### [OBJECTIVE]
Find the word "React" in the data. Return every line where it appears.

** Begin GIVEN DATA **

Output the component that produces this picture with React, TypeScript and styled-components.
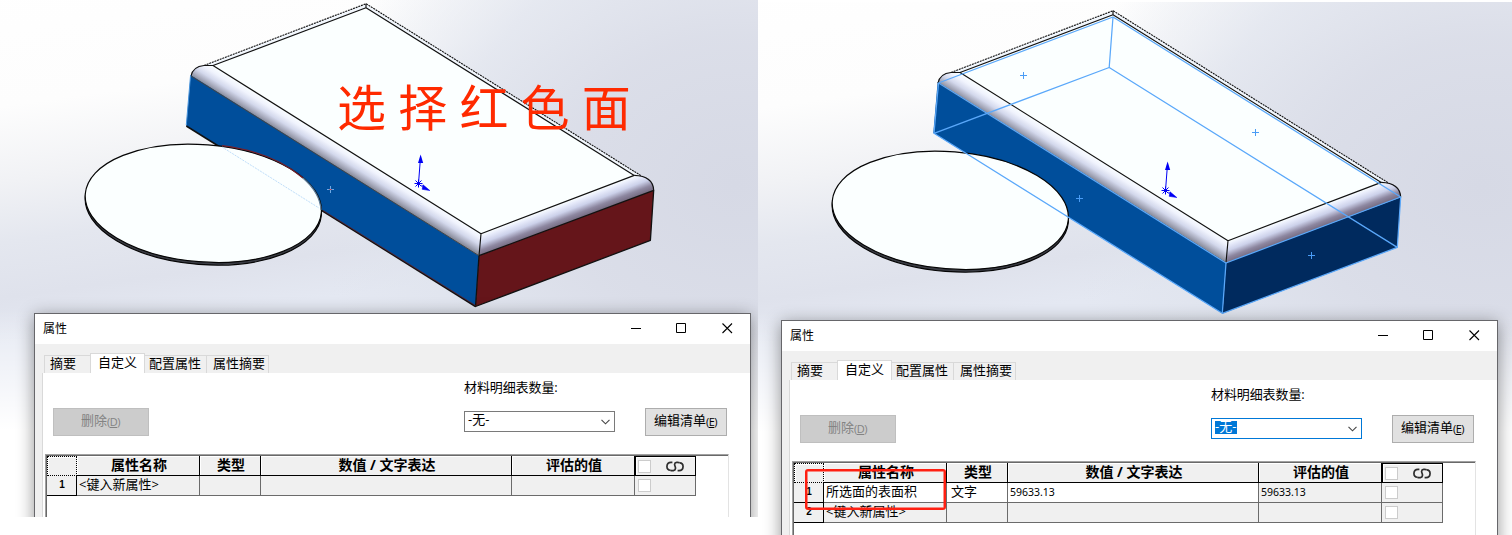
import React from "react";
import styled, { createGlobalStyle } from "styled-components";

const Global = createGlobalStyle`
  body {
    margin: 0;
    background: #fff;
    font-family: "Open Sans", "Noto Sans CJK SC", sans-serif;
    font-size: 13px;
    color: #000;
  }
  * { box-sizing: border-box; }
`;

const Page = styled.main`
  display: flex;
  align-items: flex-start;
  width: 1512px;
  height: 535px;
  overflow: hidden;
`;

const Scene = styled.section<{ $w: number; $h: number; $top: number; $shift: number }>`
  display: grid;
  flex: none;
  width: ${(p) => p.$w}px;
  height: ${(p) => p.$h}px;
  margin-top: ${(p) => p.$top}px;
  overflow: hidden;
  background:
    linear-gradient(to bottom, rgba(255, 255, 255, 0) 310px, #fff 430px),
    radial-gradient(ellipse 420px 370px at ${(p) => 735 - p.$shift}px 185px,
      #d6d9e5 0%, rgba(218, 221, 232, 0.95) 40%, rgba(223, 227, 237, 0.8) 68%, rgba(224, 228, 237, 0.4) 86%, rgba(225, 229, 238, 0) 100%),
    linear-gradient(172deg, #fff 0, #fdfdfd 150px, #f1f2f5 225px, #e4e7ef 285px, #dfe2ec 340px, #e4e8f2 385px);
  background-position: 0 0, 0 0, 0 -45px;
  background-size: 100% 100%, 100% 100%, 100% 600px;
  background-repeat: no-repeat;
`;

const Drawing = styled.svg`
  grid-area: 1 / 1;
  display: block;
`;

const RedNote = styled.text`
  font-family: KaiTi, "Noto Sans CJK SC", sans-serif;
  font-weight: 400;
  font-size: 49px;
  letter-spacing: 12.2px;
  fill: #ff2a00;
`;

const Dialog = styled.div<{ $x: number; $y: number }>`
  grid-area: 1 / 1;
  position: relative;
  display: flex;
  flex-direction: column;
  width: 717px;
  height: 320px;
  margin: ${(p) => p.$y}px 0 0 ${(p) => p.$x}px;
  border: 1px solid #66666a;
  background: #f0f0f0;
  box-shadow: 0 3px 16px rgba(0, 0, 0, 0.42);
`;

const TitleBar = styled.header`
  display: flex;
  flex: none;
  align-items: center;
  height: 30px;
  padding: 0 17px 2px 8px;
  background: #fff;
  font-size: 12px;
`;

const Title = styled.span`
  flex: 1;
`;

const WindowIcons = styled.svg`
  display: block;
`;

const Tabs = styled.nav`
  display: flex;
  flex: none;
  align-items: flex-end;
  height: 29px;
  padding-left: 9px;
`;

const Tab = styled.div<{ $w: number; $on?: boolean; $pad: number }>`
  width: ${(p) => p.$w}px;
  height: ${(p) => (p.$on ? 20 : 18)}px;
  padding-left: ${(p) => p.$pad}px;
  line-height: ${(p) => (p.$on ? 17 : 15)}px;
  background: ${(p) => (p.$on ? "#fff" : "#f0f0f0")};
  border: 1px solid #d9d9d9;
  border-bottom: 0;
  border-left-width: ${(p) => (p.$on || p.$w === 46 ? 1 : 0)}px;
  border-right-width: ${(p) => (p.$w === 46 ? 0 : 1)}px;
  white-space: nowrap;
`;

const Body = styled.div`
  flex: 1;
  margin-left: 7px;
  border-left: 1px solid #d9d9d9;
  background: #fff;
`;

const Controls = styled.div`
  display: flex;
  align-items: flex-end;
  height: 63px;
  padding-left: 10px;
`;

const Button = styled.button<{ $w: number; $off?: boolean }>`
  display: flex;
  align-items: center;
  justify-content: center;
  width: ${(p) => p.$w}px;
  height: 28px;
  padding: 0 1px 5px 0;
  border: 1px solid ${(p) => (p.$off ? "#bfbfbf" : "#adadad")};
  background: ${(p) => (p.$off ? "#ccc" : "#e1e1e1")};
  color: ${(p) => (p.$off ? "#838383" : "#000")};
  font: inherit;
  white-space: nowrap;
`;

const Key = styled.span`
  padding-top: 3px;
  font-size: 11px;
  letter-spacing: -0.5px;
`;

const Field = styled.div`
  display: flex;
  flex-direction: column;
  width: 151px;
  height: 63px;
  margin: 0 30px 0 315px;
`;

const Label = styled.span`
  height: 30px;
  margin-bottom: 8px;
  line-height: 29px;
  letter-spacing: -0.1px;
  white-space: nowrap;
`;

const Combo = styled.div<{ $focus?: boolean }>`
  display: flex;
  align-items: center;
  justify-content: space-between;
  height: 21px;
  padding: 0 4px 0 3px;
  border: 1px solid ${(p) => (p.$focus ? "#0078d7" : "#7a7a7a")};
`;

const ComboValue = styled.span<{ $focus?: boolean }>`
  height: 13px;
  margin-bottom: 2px;
  padding: 0 1px 0 0;
  line-height: 11px;
  background: ${(p) => (p.$focus ? "#0078d7" : "transparent")};
  color: ${(p) => (p.$focus ? "#fff" : "#000")};
`;

const SheetFrame = styled.div`
  width: 684px;
  height: 200px;
  margin: 18px 0 0 2px;
  border: 1px solid #a0a0a0;
  border-right-color: #e3e3e3;
`;

const Sheet = styled.div`
  display: grid;
  grid-template-columns: 30px 123px 61px 251px 123px 61px;
  grid-auto-rows: 20px;
  align-content: start;
  height: 100%;
  border: solid #696969;
  border-width: 1px 0 0 1px;
`;

const HeadCell = styled.div`
  display: flex;
  align-items: center;
  justify-content: center;
  padding: 0 0 2px 2px;
  border: solid #000;
  border-width: 0 1px 1px 0;
  box-shadow: inset 1px 1px #fff;
  background: #f0f0f0;
  font-size: 14px;
  font-weight: 700;
  line-height: 17px;
  white-space: pre;
`;

const CornerCell = styled(HeadCell)`
  border: 1px dotted #000;
`;

const LinkHead = styled(HeadCell)`
  justify-content: space-between;
  border-width: 1px;
  padding: 0 11px 0 2px;
`;

const Cell = styled.div<{ $white?: boolean; $small?: boolean; $pad?: number }>`
  display: flex;
  align-items: center;
  padding-left: ${(p) => p.$pad ?? 3}px;
  padding-bottom: ${(p) => (p.$small ? 1 : 2)}px;
  border: solid #6b6b6b;
  border-width: 0 1px 1px 0;
  background: ${(p) => (p.$white ? "#fff" : "#f0f0f0")};
  font-size: ${(p) => (p.$small ? 10.5 : 13)}px;
  font-family: ${(p) => (p.$small ? '"Noto Sans"' : '"Open Sans"')}, "Noto Sans CJK SC", sans-serif;
  line-height: 17px;
  white-space: nowrap;
`;

const CheckCell = styled(Cell)`
  padding-bottom: 0;
`;

const RowNumber = styled(Cell)`
  justify-content: center;
  padding: 0 0 3px 1px;
  border-color: #000;
  font-family: "Liberation Sans", sans-serif;
  font-size: 10px;
  font-weight: 700;
`;

const Check = styled.span`
  width: 13px;
  height: 13px;
  border: 1px solid #ccc;
  background: #fff;
`;

const Highlight = styled.div`
  position: absolute;
  left: 23px;
  top: 148px;
  width: 141px;
  height: 41px;
  border: 2.5px solid #ff2012;
  border-radius: 3px;
  box-shadow: inset 0 0 0 0.5px #ff2012;
`;

function Plus({ x, y, color = "#4a9cf5" }: { x: number; y: number; color?: string }) {
  return <path d={`M${x - 3.5} ${y}h7M${x} ${y - 3.5}v7`} stroke={color} strokeWidth="1" />;
}

function Model({ id, selected }: { id: string; selected?: boolean }) {
  const sel = "#5aa8fa";
  return (
    <g fill="none" strokeLinejoin="round">
      <defs>
        <linearGradient id={`${id}-l`} gradientUnits="userSpaceOnUse" x1="213" y1="65" x2="202.2" y2="82.4">
          <stop offset="0" stopColor="#fbffff" />
          <stop offset="0.3" stopColor="#f0f3fd" />
          <stop offset="0.6" stopColor="#d3d8ec" />
          <stop offset="0.85" stopColor="#a8abbd" />
          <stop offset="1" stopColor="#8c8f9e" />
        </linearGradient>
        <linearGradient id={`${id}-r`} gradientUnits="userSpaceOnUse" x1="481" y1="233.7" x2="488.3" y2="252.9">
          <stop offset="0" stopColor="#fbffff" />
          <stop offset="0.2" stopColor="#e6eafa" />
          <stop offset="0.45" stopColor="#ccd1ea" />
          <stop offset="0.75" stopColor="#8d87a0" />
          <stop offset="1" stopColor="#746a80" />
        </linearGradient>
      </defs>
      <path d="M204 65.5L366 3.7L641.5 176L634 175.5L366 8L213 65.3Z" fill="#f2f7fd" />
      <path d="M366 7.8L213 65.5L481 233.7L634.3 175.4Z" fill="#fbffff" />
      <path d="M191 76Q193 66 204 65.3H213L481 233.7L479 255.7Z" fill={`url(#${id}-l)`} />
      <path d="M481 233.7L634.3 175.4Q653 175 653.7 190.3L479 255.7Z" fill={`url(#${id}-r)`} />
      <path d="M190.6 75L479 255.7L475.5 306.5L186.3 126Z" fill="#004e9b" />
      <path d="M479 255.7L653.7 190.3L650.4 240.4L475.5 306.5Z" fill={selected ? "#002a5e" : "#65151a"} />
      <g stroke="#111" strokeWidth="1.15">
        <path d="M204 65.5L366 3.7L641.5 176" strokeDasharray="2 0.8" strokeWidth="1.1" />
        <path d="M366 3.7V7.8L213 65.5L481 233.7L634.3 175.4L366 7.8M481 233.7L479 255.7" />
        <path d="M213 65.5H204Q193 66.5 191 76M634.3 175.4Q653 176 653.7 190.3" />
        <path d="M191 76L479 255.7" stroke="#444" strokeWidth="1" />
        {!selected && (
          <>
            <path d="M479 255.7L653.7 190.3L650.4 240.4L475.5 306.5L479 255.7" strokeWidth="1.3" />
            <path d="M186.3 126L475.5 306.5" strokeWidth="1.5" />
            <path d="M323 210.5L475.5 305.5" stroke="#6a222c" strokeWidth="0.7" />
            <path d="M190.6 75L186.3 125" stroke="#4793dc" strokeWidth="1" />
          </>
        )}
      </g>
      <g transform="rotate(4.5 203.3 203.3)">
        <ellipse cx="203.5" cy="206" rx="118.4" ry="58.6" fill="#3b3d45" stroke="#050505" strokeWidth="1.2" />
        <ellipse cx="203.3" cy="203.3" rx="118.4" ry="58.6" fill="#fbffff" stroke="#050505" strokeWidth="1.2" />
      </g>
      {!selected && (
        <>
          <path d="M222 145.7Q273 152 303 178" stroke="#74202c" strokeWidth="1.2" />
          <path d="M303 178Q320 193 321 210" stroke="#5d7d9b" strokeWidth="1.2" />
          <path d="M222 147L319 208" stroke="#bfdefa" strokeWidth="1" strokeDasharray="2 1" />
          <Plus x={330.5} y={189.5} color="#6fa9e4" />
          <path d="M329.5 189.5h2" stroke="#c0394a" />
        </>
      )}
      {selected && (
        <>
          <g stroke={sel} strokeWidth="1.25">
            <path d="M191.5 76L366 10L653.7 190L479 256Z" />
            <path d="M187 126.3L362.2 60.5L650.3 240.4L475.3 306.3Z" />
            <path d="M191.5 76L187 126.3M366 10L362.2 60.5M653.7 190L650.3 240.4M479 256L475.3 306.3" />
          </g>
          <Plus x={276.5} y={68.5} />
          <Plus x={508.5} y={125.5} />
          <Plus x={332.5} y={191.5} />
          <Plus x={564.5} y={248.5} />
        </>
      )}
      <g stroke="#0000f5" strokeWidth="1">
        <path d="M418.5 183.5L420.3 160" />
        <path d="M414.5 183.5h8M418.5 179.5v8M415.5 180.5l6 6M421.5 180.5l-6 6" />
        <path d="M420.6 154.5L423.2 163H418Z" fill="#0000f5" strokeWidth="0" />
        <path d="M421 185L425 187.5M423 184.8L429.8 190.5L422.2 189.3Z" fill="#0000f5" strokeWidth="0.6" />
      </g>
    </g>
  );
}

function LinkIcon() {
  return (
    <svg width="18" height="11" viewBox="0 0 18 11" fill="none" stroke="#2e2e2e" strokeWidth="1.7">
      <path d="M6.4 1.3H5C-.3 1.3-.3 9 4.4 9.2" />
      <path d="M13.6 1.8C12.4 1.1 8.8.9 8.6 3.2C8.5 4.8 9.6 5.8 9.5 7.4C9.4 10.1 5.6 9.9 4.4 9.2" />
      <path d="M11.6 9.7H13C18.3 9.7 18.3 2 13.6 1.8" />
    </svg>
  );
}

type Row = { name: string; type?: string; value?: string };

function PropertiesDialog({ x, y, rows, focus }: { x: number; y: number; rows: Row[]; focus?: boolean }) {
  return (
    <Dialog $x={x} $y={y}>
      <TitleBar>
        <Title>属性</Title>
        <WindowIcons width="102" height="11" viewBox="0 0 102 11" fill="none" stroke="#000">
          <path d="M0 5.5h10M45.5 .5h9v9h-9z" />
          <path d="M91.5 .5l9.5 9.5M101 .5l-9.5 9.5" strokeWidth="1.1" />
        </WindowIcons>
      </TitleBar>
      <Tabs>
        <Tab $w={46} $pad={5}>摘要</Tab>
        <Tab $w={55} $pad={7} $on>自定义</Tab>
        <Tab $w={62} $pad={4}>配置属性</Tab>
        <Tab $w={62} $pad={6}>属性摘要</Tab>
      </Tabs>
      <Body>
        <Controls>
          <Button $w={96} $off>删除<Key>(<u>D</u>)</Key></Button>
          <Field>
            <Label>材料明细表数量:</Label>
            <Combo $focus={focus}>
              <ComboValue $focus={focus}>-无-</ComboValue>
              <svg width="9" height="6" viewBox="0 0 9 6" fill="none" stroke="#444" strokeWidth="1.1">
                <path d="M.5 .8L4.5 4.8L8.5 .8" />
              </svg>
            </Combo>
          </Field>
          <Button $w={82}>编辑清单<Key>(<u>E</u>)</Key></Button>
        </Controls>
        <SheetFrame>
          <Sheet>
            <CornerCell />
            <HeadCell>属性名称</HeadCell>
            <HeadCell>类型</HeadCell>
            <HeadCell>数值 / 文字表达</HeadCell>
            <HeadCell>评估的值</HeadCell>
            <LinkHead><Check /><LinkIcon /></LinkHead>
            {rows.map((r, i) => (
              <React.Fragment key={r.name}>
                <RowNumber>{i + 1}</RowNumber>
                <Cell $white={!!r.value} $pad={2}>{r.name}</Cell>
                <Cell $white={!!r.value} $pad={4}>{r.type}</Cell>
                <Cell $white={!!r.value} $small $pad={2}>{r.value}</Cell>
                <Cell $small $pad={2}>{r.value}</Cell>
                <CheckCell><Check /></CheckCell>
              </React.Fragment>
            ))}
          </Sheet>
        </SheetFrame>
      </Body>
      {focus && <Highlight />}
    </Dialog>
  );
}

export default function App() {
  return (
    <>
      <Global />
      <Page>
        <Scene $w={758} $h={517} $top={0} $shift={0}>
          <Drawing width="758" height="320" viewBox="0 0 758 320">
            <Model id="a" />
            <RedNote x="337" y="126">选择红色面</RedNote>
          </Drawing>
          <PropertiesDialog x={34} y={313} rows={[{ name: "<键入新属性>" }]} />
        </Scene>
        <Scene $w={754} $h={533} $top={2} $shift={11}>
          <Drawing width="754" height="320" viewBox="11 -5 754 320">
            <Model id="b" selected />
          </Drawing>
          <PropertiesDialog
            x={23}
            y={318}
            focus
            rows={[{ name: "所选面的表面积", type: "文字", value: "59633.13" }, { name: "<键入新属性>" }]}
          />
        </Scene>
      </Page>
    </>
  );
}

** End GIVEN DATA **

### [OUTPUT OF THE TASK]
Output the component that produces this picture with React, TypeScript and styled-components.
import React from "react";
              <React.Fragment key={r.name}>
              </React.Fragment>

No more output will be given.